ISIS is carrying out genocide against several groups including Yazidis living in Syria and Iraq. ISIS tortures and kills Yazidi men and rapes Yazidi women, some of whom have been sold into slavery. In December 2014, 3,500 Yazidi women and girls were captured by ISIS, and many of these women and children were sold as sex slaves. These women and girls are also subject to physical beatings and threatened with being sold off as “temporary sex gifts” to ISIS men.

Across Syria and Iraq, ISIS carries out ongoing waves of atrocities against Christian communities including the Assyrians and Chaldeans. In March 2015, ISIS militants blew up parts of the ancient monastery of Mar Behnam near the predominantly Christian town of Qaraqosh, near Mosul. Similarly, in July 2014, ISIS burned down a 1,800-year-old church in Mosul.
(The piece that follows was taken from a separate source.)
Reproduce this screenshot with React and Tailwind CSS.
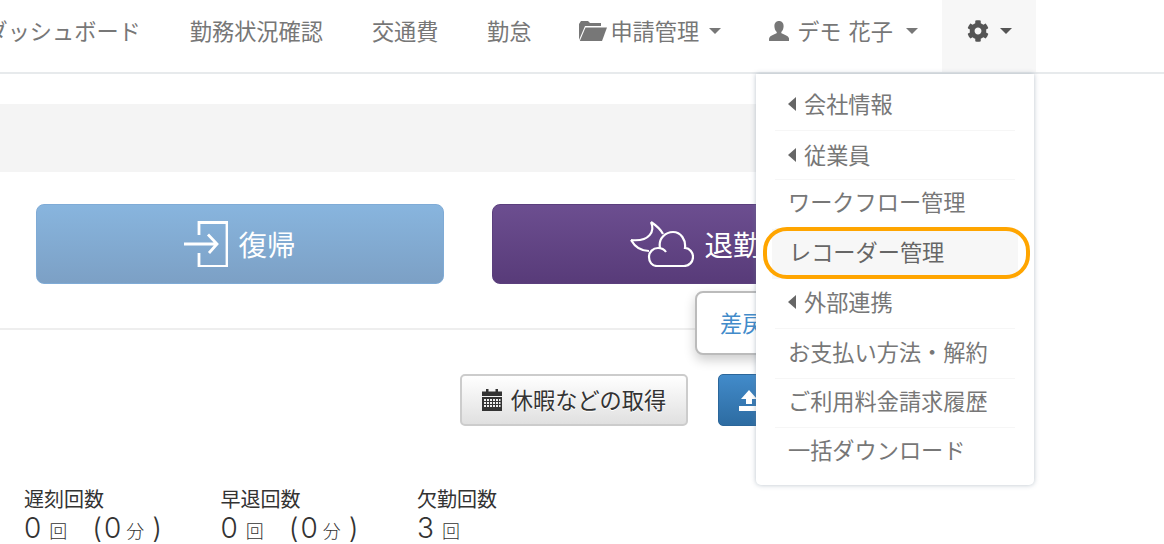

That qualifies for genocide.

Christians in Tikrit, the birthplace of Saddam Hussein, have also felt the wrath of ISIS. In September 2014, ISIS blew up a 7th century Christian site known as the “Green Church.” Ironically, Hussein restored the Green Church because of its dilapidated condition in 2000. The Christian population of Mosul, which was estimated at 35,000 at the time of the U.S. invasion of Iraq in 2003, is now nearly nonexistent.

Critics who claim that Muslims are more prone to religious extremism and violence have either forgotten or consciously ignore “the West’s” own dark history of genocide. Honoring Christopher Columbus by giving him “Columbus Day” is akin to glorifying the genocidal acts of ISIS by celebrating “ISIS Day.”